Friday 12 March 2010

Stuff like THIS justifies the continuance of the internet, long after the creative industries have finished bawling their eyes out because - gasp! - there's a means for consumers to voice their opinions that isn't filtered through lawyers and editors and they're saying mean things about the Catwoman movie! How is that fair?
Watching: CSI, Ugly Betty, Mercy, Trauma, Community

Thursday 11 March 2010

Watching: A big ol' plate of bacon, as Southland returns - which is a surprise to me, as I was pretty sure it was shitcanned - and The Bridge debuts.
The Bridge features him off Battlestar Galactica moving out of the sci-fi slum into legitimate telly acting with a tale of politico cops alienating a uniform officer one time too many, prompting him to go on a reluctant crusade to expose their backroom shenanigans while also cleaning up the union.
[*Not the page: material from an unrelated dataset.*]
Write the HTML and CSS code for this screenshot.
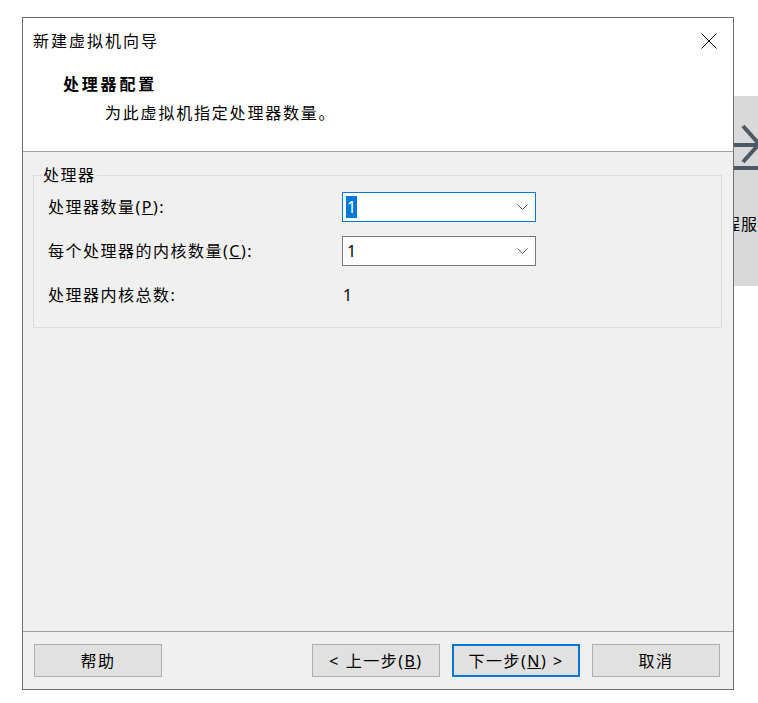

It's blue-collar fantasy no different or more likely to come to pass than killer space robots being our ancestors, really, but it's entertaining enough fluff whose only sticking points are a main character who's a bit too vanilla in the opening episode (prompting me to think we'll see some glaring character flaws shoehorned in for their own sake in episodes to come), and a logical failure that pretty much breaks the air of pseudo-realism the show was aiming for when corrupt cops stand around a backlot taking huge sums of money out of plain brown bags to show it to their co-conspirators who then count it in plain sight while a man photographs them from afar - this, to me, does not seem like the actions of people who know how to run a vast conspiracy and not get caught. There's also another bizarre bit of logic where a guy tapes a conversation where another guy says "support me or I'll fire you later" when their previous conversation was the guy saying "I give you my permission to kill my fellow police officer", which I suspect would be ofslightly more use in a smear campaign. But, y'know, I just watched an entire season of Starsky and Hutch so clearly my bar for cop television is quite low, so I'll stick with The Bridge for the time being, even if it isn't The Wire.